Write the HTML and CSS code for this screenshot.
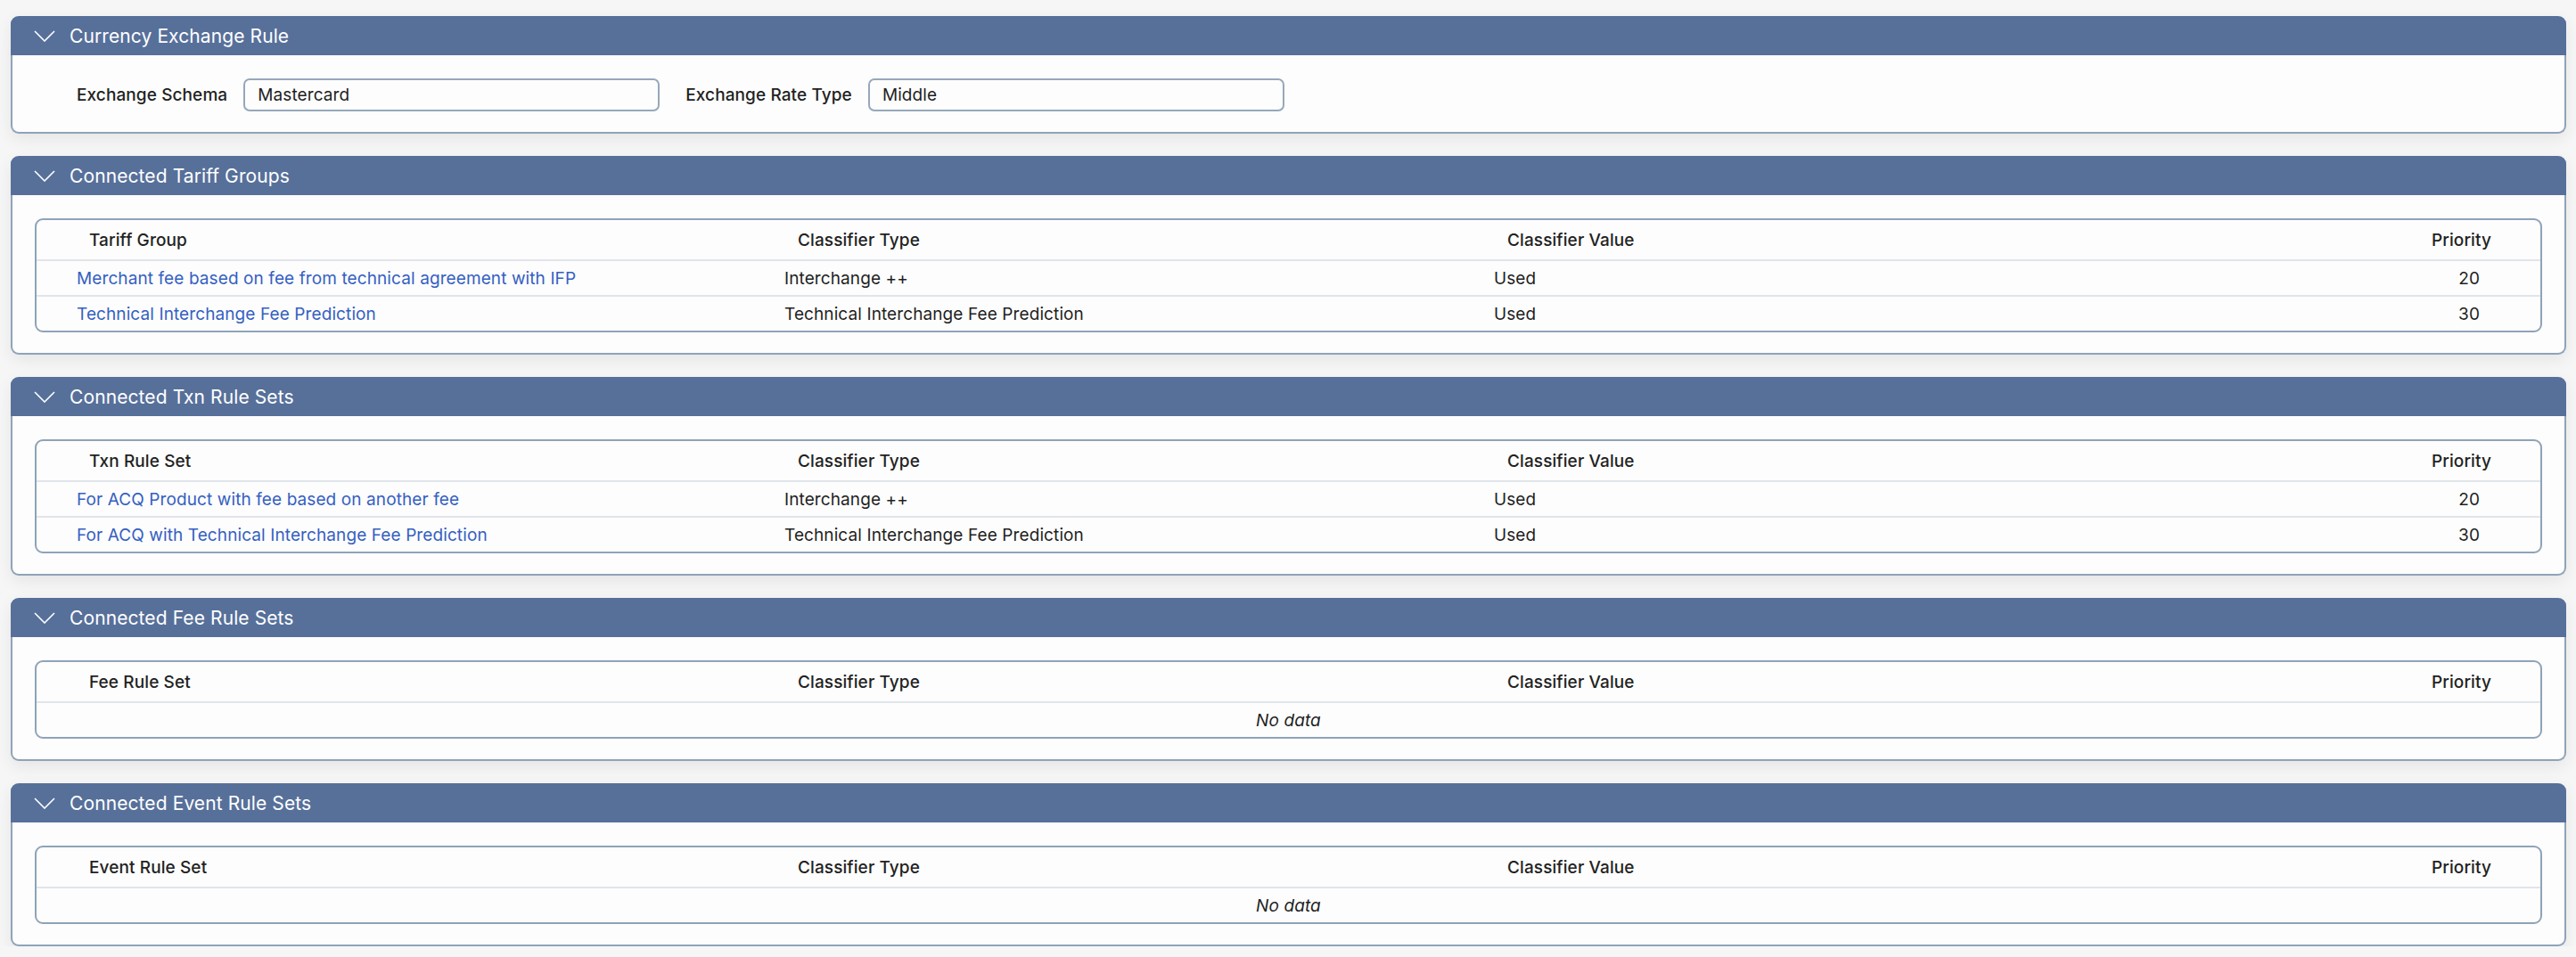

--

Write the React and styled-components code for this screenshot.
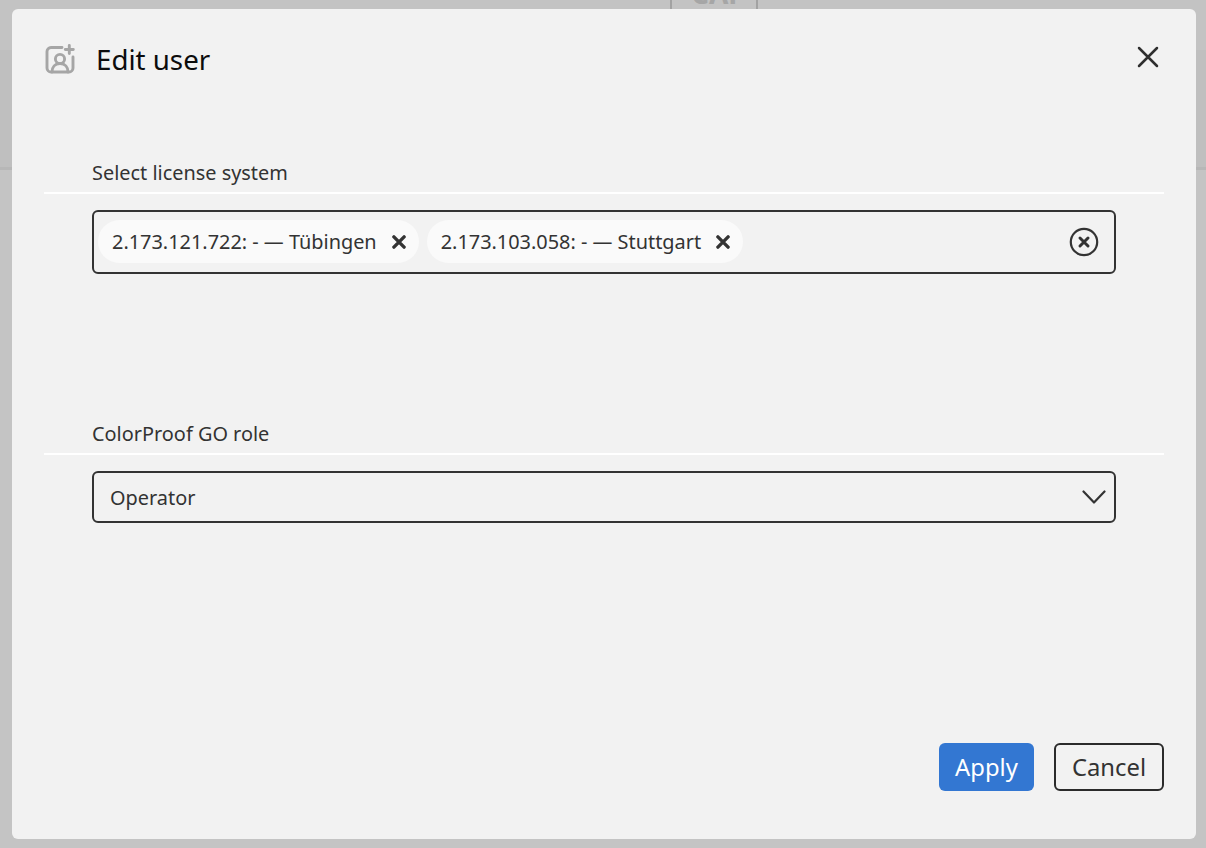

--

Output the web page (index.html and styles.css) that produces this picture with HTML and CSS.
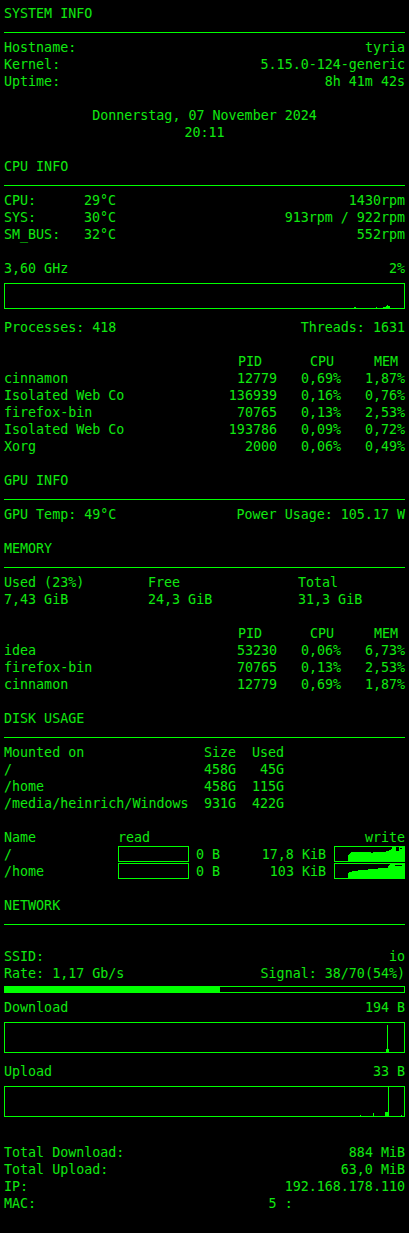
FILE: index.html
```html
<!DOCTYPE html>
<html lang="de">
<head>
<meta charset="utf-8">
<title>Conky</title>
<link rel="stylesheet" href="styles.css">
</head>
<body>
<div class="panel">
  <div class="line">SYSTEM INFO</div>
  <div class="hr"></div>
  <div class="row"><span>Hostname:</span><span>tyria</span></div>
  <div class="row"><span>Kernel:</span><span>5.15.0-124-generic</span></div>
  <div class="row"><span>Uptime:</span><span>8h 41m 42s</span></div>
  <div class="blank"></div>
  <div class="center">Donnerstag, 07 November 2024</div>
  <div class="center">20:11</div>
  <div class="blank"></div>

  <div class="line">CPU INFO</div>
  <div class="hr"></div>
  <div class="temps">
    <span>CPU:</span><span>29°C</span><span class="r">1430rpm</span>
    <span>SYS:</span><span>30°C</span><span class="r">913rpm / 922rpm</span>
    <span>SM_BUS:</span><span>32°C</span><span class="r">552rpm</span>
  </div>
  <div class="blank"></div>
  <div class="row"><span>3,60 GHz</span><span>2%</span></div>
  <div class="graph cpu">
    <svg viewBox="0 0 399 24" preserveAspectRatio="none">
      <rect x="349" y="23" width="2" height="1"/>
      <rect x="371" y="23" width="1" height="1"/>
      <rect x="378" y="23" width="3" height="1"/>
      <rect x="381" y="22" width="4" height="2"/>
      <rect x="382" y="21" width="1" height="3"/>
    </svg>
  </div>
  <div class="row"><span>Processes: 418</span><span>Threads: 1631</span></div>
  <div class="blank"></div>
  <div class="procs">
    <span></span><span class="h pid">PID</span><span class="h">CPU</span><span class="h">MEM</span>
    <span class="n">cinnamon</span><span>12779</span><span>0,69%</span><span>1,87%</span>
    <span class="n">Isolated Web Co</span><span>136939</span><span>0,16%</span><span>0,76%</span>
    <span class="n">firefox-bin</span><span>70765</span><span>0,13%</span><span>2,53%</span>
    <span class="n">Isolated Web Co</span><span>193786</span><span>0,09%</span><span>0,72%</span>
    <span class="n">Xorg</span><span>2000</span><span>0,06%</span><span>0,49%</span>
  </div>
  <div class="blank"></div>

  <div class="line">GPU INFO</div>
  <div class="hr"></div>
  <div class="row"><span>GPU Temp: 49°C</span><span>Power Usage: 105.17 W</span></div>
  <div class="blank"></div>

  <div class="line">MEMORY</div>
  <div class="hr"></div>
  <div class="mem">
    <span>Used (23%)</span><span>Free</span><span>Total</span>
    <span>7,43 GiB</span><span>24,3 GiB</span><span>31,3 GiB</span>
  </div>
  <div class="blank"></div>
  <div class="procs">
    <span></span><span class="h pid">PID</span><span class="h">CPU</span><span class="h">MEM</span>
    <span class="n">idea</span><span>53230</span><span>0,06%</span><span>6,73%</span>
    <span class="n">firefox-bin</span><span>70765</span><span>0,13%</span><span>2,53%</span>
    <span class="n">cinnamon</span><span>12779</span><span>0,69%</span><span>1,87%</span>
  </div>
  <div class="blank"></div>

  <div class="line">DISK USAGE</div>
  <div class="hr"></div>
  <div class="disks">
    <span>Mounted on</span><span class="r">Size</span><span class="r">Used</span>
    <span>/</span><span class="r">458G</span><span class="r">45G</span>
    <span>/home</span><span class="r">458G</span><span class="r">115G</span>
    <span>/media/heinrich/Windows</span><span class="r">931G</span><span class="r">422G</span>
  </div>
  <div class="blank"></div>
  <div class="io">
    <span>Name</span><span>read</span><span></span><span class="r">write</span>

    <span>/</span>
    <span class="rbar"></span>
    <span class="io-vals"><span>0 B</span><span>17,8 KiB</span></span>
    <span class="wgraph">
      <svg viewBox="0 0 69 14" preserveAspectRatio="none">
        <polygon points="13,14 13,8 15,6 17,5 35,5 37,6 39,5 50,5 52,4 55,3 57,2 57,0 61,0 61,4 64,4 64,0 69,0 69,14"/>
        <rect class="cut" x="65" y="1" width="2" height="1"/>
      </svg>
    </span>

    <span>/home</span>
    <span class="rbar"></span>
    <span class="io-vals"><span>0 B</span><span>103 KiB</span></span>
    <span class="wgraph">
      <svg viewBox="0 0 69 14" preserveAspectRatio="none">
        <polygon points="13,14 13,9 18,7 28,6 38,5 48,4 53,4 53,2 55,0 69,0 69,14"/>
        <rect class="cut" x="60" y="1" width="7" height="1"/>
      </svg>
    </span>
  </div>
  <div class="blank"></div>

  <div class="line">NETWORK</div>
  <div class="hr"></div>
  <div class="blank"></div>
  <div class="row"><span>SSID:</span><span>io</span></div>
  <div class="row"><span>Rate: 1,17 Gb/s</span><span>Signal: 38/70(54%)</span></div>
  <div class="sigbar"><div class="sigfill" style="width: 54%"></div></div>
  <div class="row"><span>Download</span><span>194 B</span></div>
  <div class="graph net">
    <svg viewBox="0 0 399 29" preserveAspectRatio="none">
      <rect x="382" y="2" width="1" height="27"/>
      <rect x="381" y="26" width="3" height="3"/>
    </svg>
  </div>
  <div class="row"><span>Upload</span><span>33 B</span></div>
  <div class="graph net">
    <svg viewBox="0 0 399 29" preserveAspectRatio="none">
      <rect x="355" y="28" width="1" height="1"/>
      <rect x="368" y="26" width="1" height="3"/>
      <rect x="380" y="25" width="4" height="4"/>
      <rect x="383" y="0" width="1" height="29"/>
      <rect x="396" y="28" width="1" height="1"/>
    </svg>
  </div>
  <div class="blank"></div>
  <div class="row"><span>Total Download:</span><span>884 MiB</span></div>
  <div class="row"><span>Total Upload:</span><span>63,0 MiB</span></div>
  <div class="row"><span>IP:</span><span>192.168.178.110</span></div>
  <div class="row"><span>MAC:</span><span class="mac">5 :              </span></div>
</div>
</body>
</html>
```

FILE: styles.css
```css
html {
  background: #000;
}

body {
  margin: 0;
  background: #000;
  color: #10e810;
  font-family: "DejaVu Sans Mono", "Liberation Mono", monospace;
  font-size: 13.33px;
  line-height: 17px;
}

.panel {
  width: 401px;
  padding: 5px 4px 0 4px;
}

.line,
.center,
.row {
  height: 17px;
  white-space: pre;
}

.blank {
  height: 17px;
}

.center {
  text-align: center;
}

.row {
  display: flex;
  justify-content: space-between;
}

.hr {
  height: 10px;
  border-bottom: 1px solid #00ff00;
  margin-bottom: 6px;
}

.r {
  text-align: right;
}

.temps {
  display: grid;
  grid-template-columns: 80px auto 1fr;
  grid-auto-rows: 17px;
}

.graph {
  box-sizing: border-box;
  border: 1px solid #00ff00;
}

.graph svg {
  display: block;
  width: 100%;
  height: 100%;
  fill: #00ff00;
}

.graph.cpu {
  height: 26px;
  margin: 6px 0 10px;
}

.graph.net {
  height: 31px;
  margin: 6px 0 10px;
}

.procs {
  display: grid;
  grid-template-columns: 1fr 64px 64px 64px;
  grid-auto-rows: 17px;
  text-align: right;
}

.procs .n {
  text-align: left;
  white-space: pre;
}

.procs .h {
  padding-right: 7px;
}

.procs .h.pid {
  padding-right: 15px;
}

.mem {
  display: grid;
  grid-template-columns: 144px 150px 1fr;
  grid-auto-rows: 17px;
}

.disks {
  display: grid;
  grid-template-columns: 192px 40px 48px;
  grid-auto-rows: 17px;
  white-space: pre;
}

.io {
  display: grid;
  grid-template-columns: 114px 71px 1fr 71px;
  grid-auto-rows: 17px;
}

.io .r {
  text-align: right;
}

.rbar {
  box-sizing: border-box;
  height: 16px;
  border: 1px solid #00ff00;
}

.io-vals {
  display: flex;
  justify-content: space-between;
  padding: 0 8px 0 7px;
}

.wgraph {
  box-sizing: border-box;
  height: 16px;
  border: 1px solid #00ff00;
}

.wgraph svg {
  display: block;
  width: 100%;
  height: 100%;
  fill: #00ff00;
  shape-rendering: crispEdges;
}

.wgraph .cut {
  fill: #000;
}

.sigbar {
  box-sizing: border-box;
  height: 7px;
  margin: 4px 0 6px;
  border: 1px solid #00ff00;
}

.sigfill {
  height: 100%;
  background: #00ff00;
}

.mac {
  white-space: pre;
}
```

--

*TASK PROMPT:* From the listing above, return each line with the word "index".

*SOLUTION TO THIS EXERCISE:*
Output the web page (index.html and styles.css) that produces this picture with HTML and CSS.
FILE: index.html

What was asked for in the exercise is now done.